• [Task description]: Scan the records below for the line with "Clone this screenshot" and the line with "import React from 'react';", and retype that range exactly, both ends included, pictures excepted.
>> Begin Material supplied
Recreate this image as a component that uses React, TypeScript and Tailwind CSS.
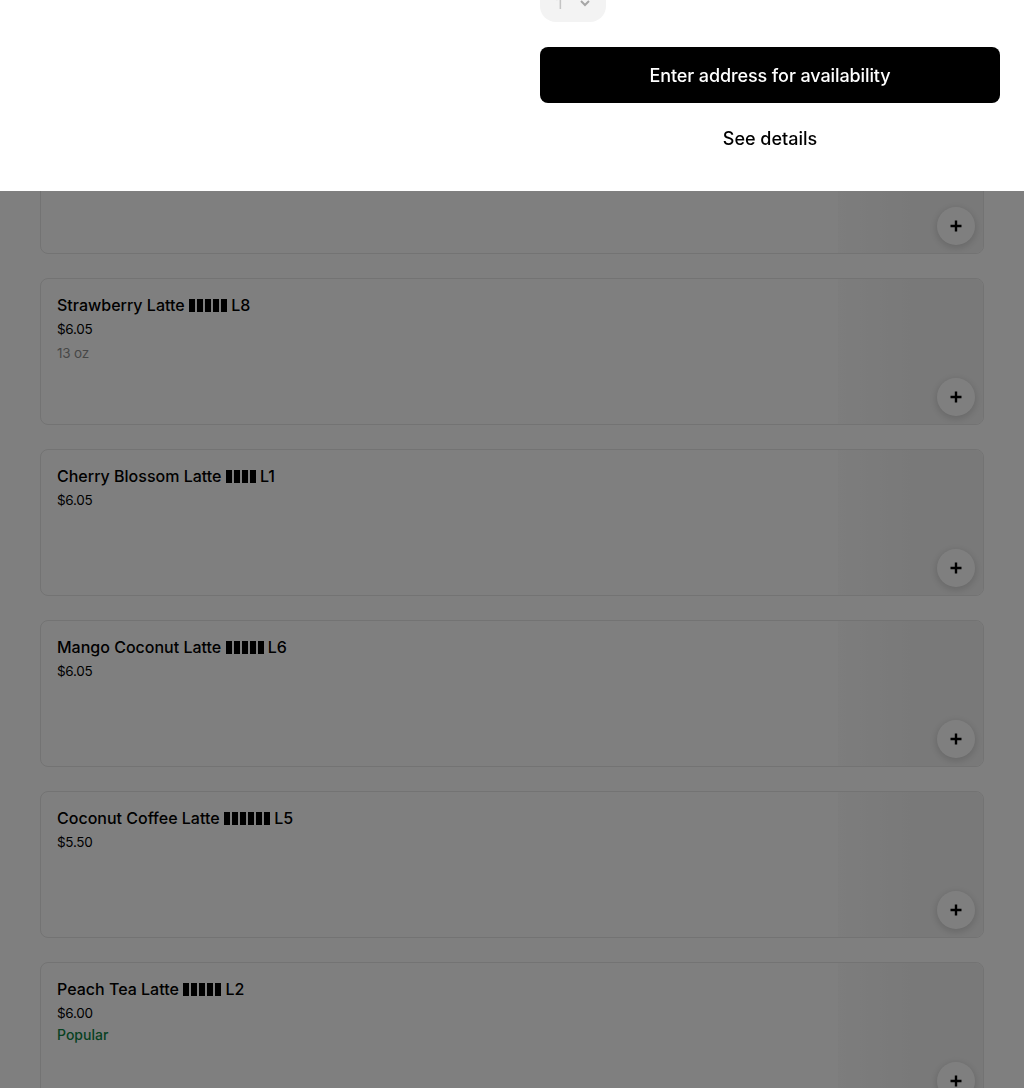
import React from "react";

type Item = { name: string; boxes: number; code: string; price: string; note?: string; popular?: boolean };

const items: Item[] = [
  { name: "Matcha Latte", boxes: 4, code: "L3", price: "$6.05" },
  { name: "Strawberry Latte", boxes: 5, code: "L8", price: "$6.05", note: "13 oz" },
  { name: "Cherry Blossom Latte", boxes: 4, code: "L1", price: "$6.05" },
  { name: "Mango Coconut Latte", boxes: 5, code: "L6", price: "$6.05" },
  { name: "Coconut Coffee Latte", boxes: 6, code: "L5", price: "$5.50" },
  { name: "Peach Tea Latte", boxes: 5, code: "L2", price: "$6.00", popular: true },
];

function Plus() {
  return (
    <svg width="14" height="14" viewBox="0 0 14 14" fill="none">
      <path d="M7 1.5v11M1.5 7h11" stroke="#000" strokeWidth="2.4" />
    </svg>
  );
}

function Boxes({ n }: { n: number }) {
  return (
    <span className="inline-flex gap-[2px] align-[-1px]">
      {Array.from({ length: n }).map((_, i) => (
        <span key={i} className="inline-block h-[13px] w-[6px] bg-black" />
      ))}
    </span>
  );
}

function Card({ item }: { item: Item }) {
  return (
    <div className="flex h-[147px] rounded-lg border border-[#e6e6e6] bg-white overflow-hidden">
      <div className="flex-1 p-4">
        <div className="text-[16px] leading-5 font-[450] text-black">
          {item.name} <Boxes n={item.boxes} /> {item.code}
        </div>
        <div className="mt-1 text-[13.5px] leading-5 font-normal tracking-[-0.3px] text-black">{item.price}</div>
        {item.note && <div className="mt-1 text-[13.5px] leading-5 tracking-[-0.2px] text-[#8f8f8f]">{item.note}</div>}
        {item.popular && <div className="mt-0.5 text-[14px] leading-5 font-[450] text-[#0e8345]">Popular</div>}
      </div>
      <div className="relative w-[145px] bg-gradient-to-r from-[#fafafa] via-[#f3f3f3] to-[#f3f3f3]">
        <button className="absolute bottom-2 right-2 flex h-[38px] w-[38px] items-center justify-center rounded-full bg-white shadow-[0_2px_8px_rgba(0,0,0,0.18)]">
          <Plus />
        </button>
      </div>
    </div>
  );
}

export default function App() {
  return (
    <div className="relative min-h-screen bg-white" style={{ fontFamily: "Inter, 'Liberation Sans', sans-serif" }}>
      <div className="flex flex-col gap-6 px-10 pt-[107px] pb-10">
        {items.map((it) => (
          <Card key={it.name} item={it} />
        ))}
      </div>
      <div className="fixed inset-0 bg-black/50" />
      <div className="fixed inset-x-0 top-0 h-[191px] bg-white">
        <div className="ml-[540px] mr-6 flex flex-col">
          <div className="-mt-[16px] flex h-[38px] w-[66px] items-center gap-4 rounded-2xl bg-[#f3f3f3] pl-4">
            <span className="text-[16px] text-[#c4c4c4]">1</span>
            <svg width="12" height="8" viewBox="0 0 12 8" fill="none">
              <path d="M2 2l4 4 4-4" stroke="#a6a6a6" strokeWidth="2" />
            </svg>
          </div>
          <button className="mt-[25px] h-14 w-full rounded-lg bg-black text-[18px] font-[450] tracking-[-0.1px] text-white">
            Enter address for availability
          </button>
          <div className="mt-6 text-center text-[18px] leading-6 font-[450] text-black">See details</div>
        </div>
      </div>
    </div>
  );
}
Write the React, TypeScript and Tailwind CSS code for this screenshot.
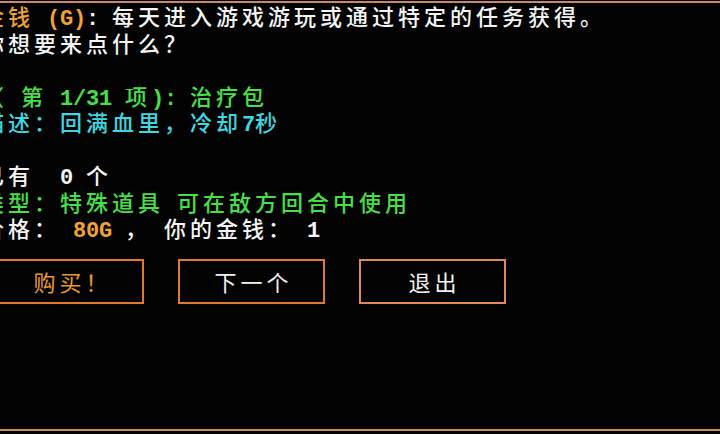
import React from "react";

const A = ({ children, className = "" }: { children: React.ReactNode; className?: string }) => (
  <span className={"font-['Liberation_Mono'] font-bold tracking-[-0.2px] " + className}>{children}</span>
);

const Line = ({ children, className = "" }: { children?: React.ReactNode; className?: string }) => (
  <div className={"h-[26.5px] leading-[26.5px] whitespace-pre " + className}>{children}</div>
);

export default function App() {
  return (
    <div className="w-[720px] h-[434px] overflow-hidden bg-[#030303] pt-[1px] pb-[3px] font-['Liberation_Mono','Noto_Sans_CJK_SC',sans-serif]">
      <div className="h-full border-y-2 border-[#c98a6c] flex flex-col">
        <div className="ml-[-18px] pt-[4px] text-[22px] font-medium tracking-[4px] text-[#f4f4f4] font-['Liberation_Mono','Noto_Sans_CJK_SC',sans-serif]">
          <Line>
            <span className="text-[#f2a235]">
              金钱<A> (G)</A>
            </span>
            <A>: </A>每天进入游戏游玩或通过特定的任务获得。
          </Line>
          <Line>你想要来点什么？</Line>
          <Line />
          <Line className="text-[#48e048]">
            （<A> </A>第<A> 1/31 </A>项<A>): </A>治疗包
          </Line>
          <Line className="text-[#3ed8e2]">
            描述：回满血里，冷却<A>7</A>秒
          </Line>
          <Line />
          <Line>
            已有<A>  0 </A>个
          </Line>
          <Line className="text-[#48e048]">
            类型：特殊道具<A> </A>可在敌方回合中使用
          </Line>
          <Line>
            价格：<A> </A>
            <A className="text-[#f2a235]">80G</A>
            <A> </A>，<A> </A>你的金钱：<A> 1</A>
          </Line>
        </div>
        <div className="ml-[-3px] mt-[13px] flex gap-[34px] text-[22px] tracking-[4px] font-['Noto_Sans_CJK_SC',sans-serif]">
          <div className="w-[147px] h-[45px] border-2 border-[#e07a30] flex items-center justify-center pl-[4px] text-[#eb9a32]">
            购买！
          </div>
          <div className="w-[147px] h-[45px] border-2 border-[#e07a30] flex items-center justify-center pl-[4px] text-[#f2f2f2]">
            下一个
          </div>
          <div className="w-[147px] h-[45px] border-2 border-[#e08a5a] flex items-center justify-center pl-[4px] text-[#f2f2f2]">
            退出
          </div>
        </div>
      </div>
    </div>
  );
}
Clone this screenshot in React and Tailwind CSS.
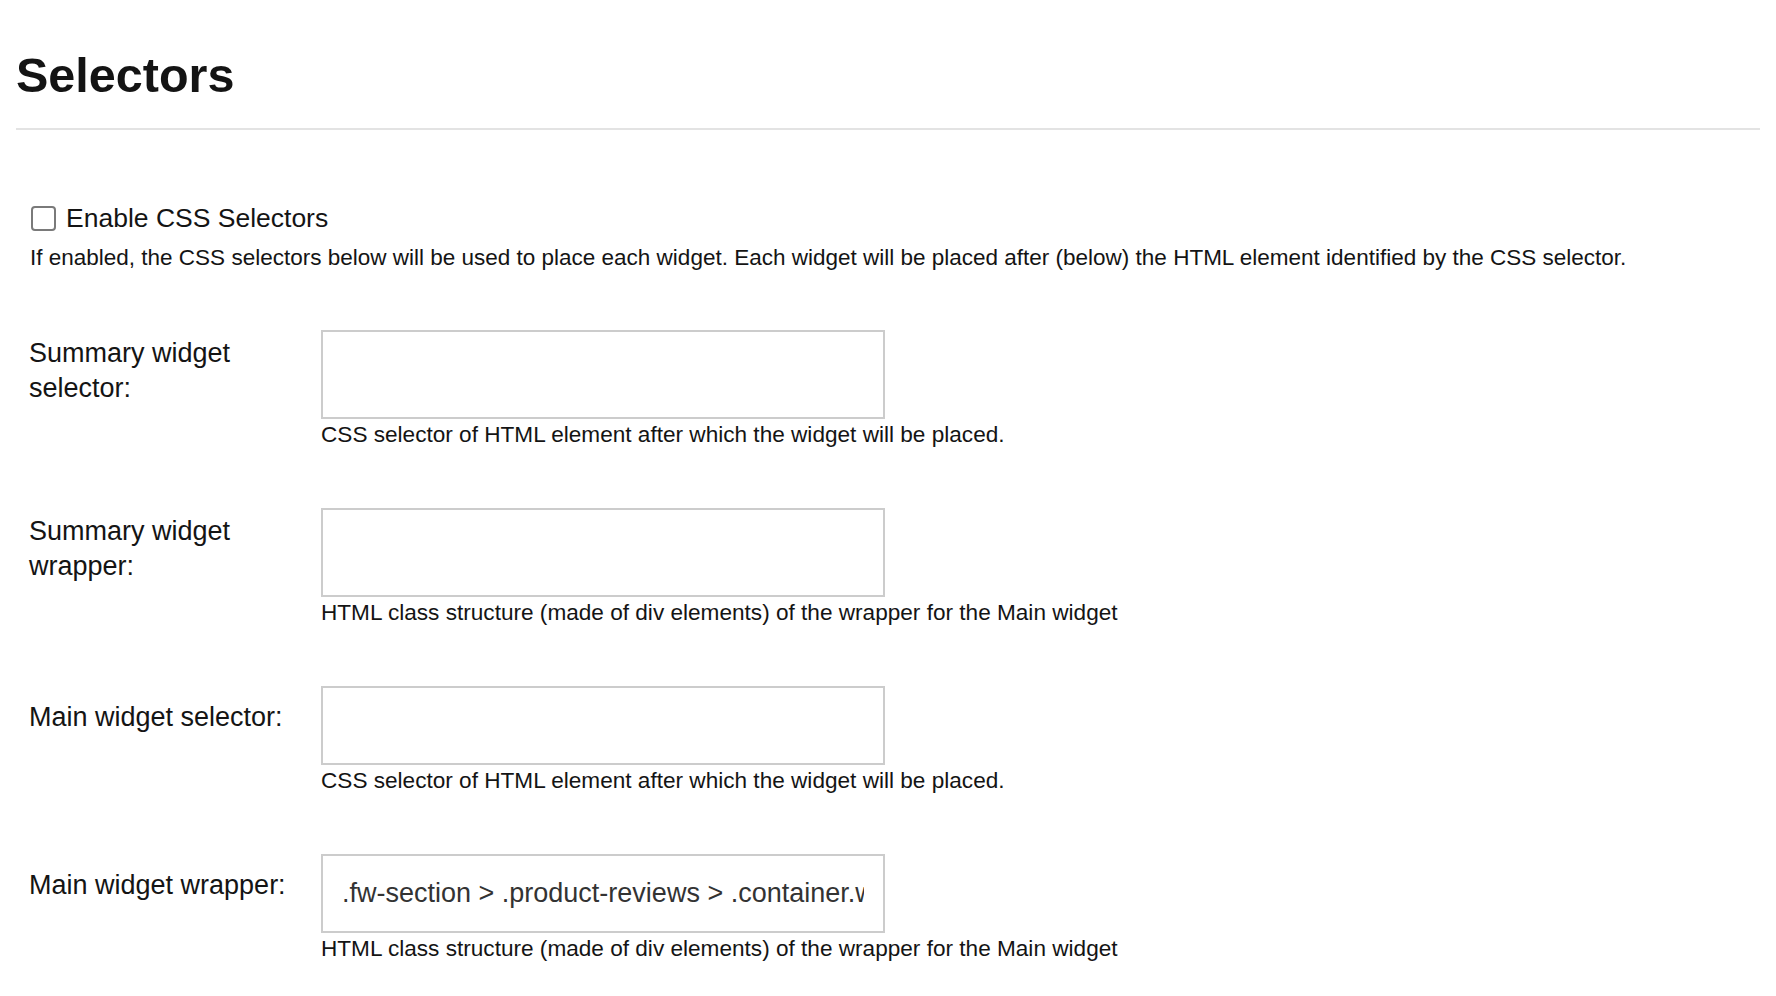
import React from 'react';

const rows = [
  {
    id: 'summary-selector',
    label: 'Summary widget selector:',
    help: 'CSS selector of HTML element after which the widget will be placed.',
    height: 'h-[89px]',
    pad: 'pt-[6px]',
    value: '',
  },
  {
    id: 'summary-wrapper',
    label: 'Summary widget wrapper:',
    help: 'HTML class structure (made of div elements) of the wrapper for the Main widget',
    height: 'h-[89px]',
    pad: 'pt-[6px]',
    value: '',
  },
  {
    id: 'main-selector',
    label: 'Main widget selector:',
    help: 'CSS selector of HTML element after which the widget will be placed.',
    height: 'h-[79px]',
    pad: 'pt-[14px]',
    value: '',
  },
  {
    id: 'main-wrapper',
    label: 'Main widget wrapper:',
    help: 'HTML class structure (made of div elements) of the wrapper for the Main widget',
    height: 'h-[79px]',
    pad: 'pt-[14px]',
    value: '.fw-section > .product-reviews > .container.wrapper',
  },
];

const App = () => {
  return (
    <div className="min-h-screen bg-white px-4 pt-[47px] text-[#141414] font-['Liberation_Sans',Arial,sans-serif]">
      <h1 className="text-[48.5px] leading-[56px] font-bold">Selectors</h1>
      <div className="mt-[25px] h-[2px] bg-[#e3e3e3]" />

      <div className="pl-[15px]">
        <label className="mt-[71px] flex items-center gap-[10px] text-[26.5px] leading-[35px]">
          <input
            type="checkbox"
            className="appearance-none w-[25px] h-[25px] border-2 border-[#7a7a7a] rounded-[4px] bg-white"
          />
          <span>Enable CSS Selectors</span>
        </label>
        <p className="mt-[7px] -ml-px text-[22.5px] leading-[30px]">
          If enabled, the CSS selectors below will be used to place each widget. Each widget will be placed after (below) the HTML element identified by the CSS selector.
        </p>

        <div className="mt-[57px] flex flex-col gap-[57px]">
          {rows.map((row) => (
            <div key={row.id} className="flex">
              <div className={`w-[290px] -ml-[2px] pr-[18px] text-[27px] leading-[35px] ${row.pad}`}>
                {row.label}
              </div>
              <div className="ml-[2px] flex flex-col">
                <input
                  type="text"
                  defaultValue={row.value}
                  className={`w-[564px] ${row.height} border-2 border-[#cccccc] px-[19px] text-[27px] text-[#333] outline-none`}
                />
                <div className="text-[22.6px] leading-[32px]">{row.help}</div>
              </div>
            </div>
          ))}
        </div>
      </div>
    </div>
  );
};

export default App;
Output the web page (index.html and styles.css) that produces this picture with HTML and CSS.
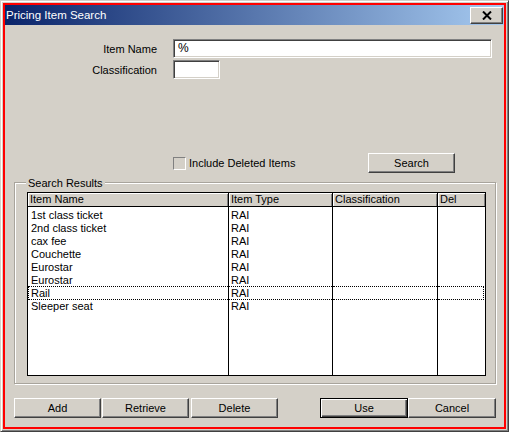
>> End Material supplied
• [Output below]:
Clone this screenshot in React and Tailwind CSS.
import React from 'react';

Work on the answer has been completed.